Among the wineries that Davis has worked with includes Adelsheim, Anne Amie, Brooks, Ponzi, Raptor Ridge, Sokol Blosser, Stoller, Trisaetum and Willamette Valley Vineyards. In 2017, Davis helped create over 20,000 cases of Oregon sparkling wine to add to the 25,000 cases that Argyle produces yearly.

The Stoller rose sparkler more than held its own in a line-up of impressive bubbles.

One of these wines that I’ve recently had the opportunity to try was the Stoller 2014 Legacy LaRue’s Brut Rosé. The 25% Chardonnay and 75% Pinot noir base saw 10 months aging in neutral French oak before bottling and secondary fermentation. The wine spent 2 years on the lees prior to disgorgement with around 275 cases produced.

The LaRue rosé had a beautiful medium plus intensity nose of fresh cherry and strawberries. But what most intrigued me was the tinge of citrus blood orange that framed the red fruit notes. On the palate, the wine added another depth of flavor with some spicy and mineral notes.

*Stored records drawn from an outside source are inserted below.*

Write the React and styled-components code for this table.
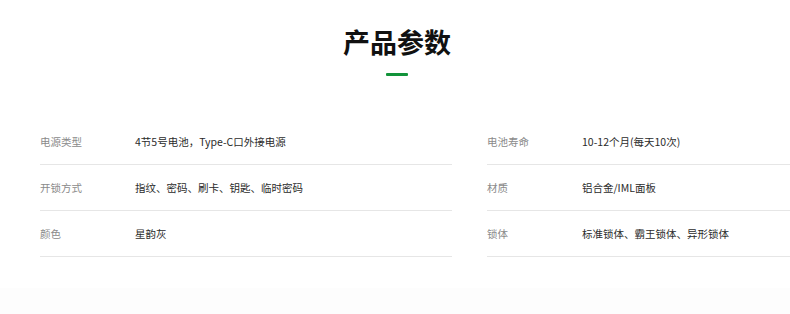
import React from "react"
import styled, { createGlobalStyle } from "styled-components"

const GlobalStyle = createGlobalStyle`
  html, body {
    margin: 0;
    padding: 0;
    background: #ffffff;
    font-family: "Noto Sans CJK SC", "Noto Sans", "Liberation Sans", sans-serif;
  }
`

const Page = styled.div`
  width: 790px;
  height: 314px;
  overflow: hidden;
  display: flex;
  flex-direction: column;
`

const Header = styled.div`
  display: flex;
  flex-direction: column;
  align-items: center;
  padding-top: 24px;
  padding-left: 4px;
`

const Title = styled.h2`
  margin: 0;
  font-size: 27px;
  line-height: 36px;
  font-weight: 700;
  color: #111;
`

const Underline = styled.span`
  display: block;
  width: 22px;
  height: 3px;
  margin-top: 13px;
  border-radius: 1px;
  background: #12933a;
`

const Table = styled.div`
  display: grid;
  grid-template-columns: 412px 412px;
  column-gap: 35px;
  padding-left: 40px;
  margin-top: 43px;
`

const Column = styled.div`
  display: flex;
  flex-direction: column;
`

const Row = styled.div`
  display: flex;
  align-items: center;
  height: 45px;
  border-bottom: 1px solid #e6e6e6;
  font-size: 10.5px;
`

const Label = styled.span`
  width: 95px;
  flex-shrink: 0;
  color: #8a8a8a;
`

const Value = styled.span`
  color: #2b2b2b;
`

const Footer = styled.div`
  flex: 1;
  margin-top: 31px;
  background: #fdfdfd;
`

const left = [
  ["电源类型", "4节5号电池，Type-C口外接电源"],
  ["开锁方式", "指纹、密码、刷卡、钥匙、临时密码"],
  ["颜色", "星韵灰"],
]

const right = [
  ["电池寿命", "10-12个月(每天10次)"],
  ["材质", "铝合金/IML面板"],
  ["锁体", "标准锁体、霸王锁体、异形锁体"],
]

const Specs = ({ items }) => (
  <Column>
    {items.map(([k, v]) => (
      <Row key={k}>
        <Label>{k}</Label>
        <Value>{v}</Value>
      </Row>
    ))}
  </Column>
)

const App = () => (
  <>
    <GlobalStyle />
    <Page>
      <Header>
        <Title>产品参数</Title>
        <Underline />
      </Header>
      <Table>
        <Specs items={left} />
        <Specs items={right} />
      </Table>
      <Footer />
    </Page>
  </>
)

export default App
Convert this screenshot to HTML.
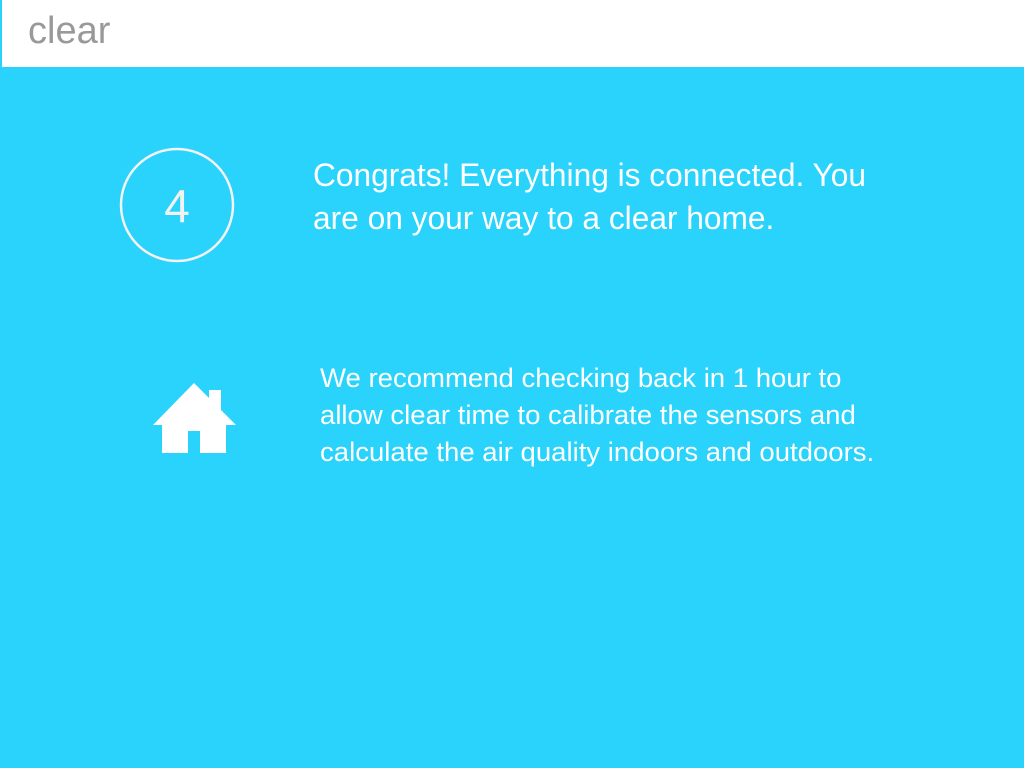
<!DOCTYPE html>
<html><head><style>
html,body{margin:0;padding:0;width:1024px;height:768px;overflow:hidden;background:#29d3fb;font-family:"Liberation Sans",sans-serif}
.hdr{position:absolute;left:0;top:0;width:1024px;height:67px;background:#fff;border-left:2px solid #29d3fb;box-sizing:border-box}
.logo{position:absolute;left:26px;top:10px;font-size:38px;color:#999;letter-spacing:0px}
.l{position:absolute;color:#fff;white-space:nowrap;transform-origin:0 0}
.t{font-size:32px;transform:scaleX(0.99)}
.b{font-size:27px;transform:scaleX(1.02)}
</style></head><body>
<div class="hdr"><div class="logo">clear</div></div>
<svg style="position:absolute;left:0;top:0" width="1024" height="768">
<circle cx="177" cy="205" r="56" fill="none" stroke="#f2f2f2" stroke-width="2.5"/>
<text x="177" y="222" font-family="Liberation Sans" font-size="46" fill="#f2f2f2" text-anchor="middle">4</text>
<path fill="#fff" d="M194 383 L209 398 L209 390 L221 390 L221 410 L236 425 L226 425 L226 453 L200 453 L200 431 L188 431 L188 453 L162 453 L162 425 L153 425 Z"/>
</svg>
<div class="l t" style="left:313px;top:157px">Congrats! Everything is connected. You</div>
<div class="l t" style="left:313px;top:200px">are on your way to a clear home.</div>
<div class="l b" style="left:320px;top:363px">We recommend checking back in 1 hour to</div>
<div class="l b" style="left:320px;top:400px">allow clear time to calibrate the sensors and</div>
<div class="l b" style="left:320px;top:437px">calculate the air quality indoors and outdoors.</div>
</body></html>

I had this wine only about a couple weeks after I had the Louis Roederer 2011 Brut Rosé that I described in my post Cristal Clarity. We had another bottle of the Roederer rose opened with the Stoller and it was quite impressive how the Stoller showed in comparison. While it was more on the delicate and minerally side versus the fruitier Roederer, the Stoller clearly won out with much more vivid aromatics and longer finish that didn’t fade as fast as the Roederer. Considering that the Stoller LaRue is $65 while the Roederer is around $70 and you have some substantial value.

For a relatively young sparkling wine industry that just reached 30 years, the future looks exciting for wine geeks wanting to explore Oregon bubbles.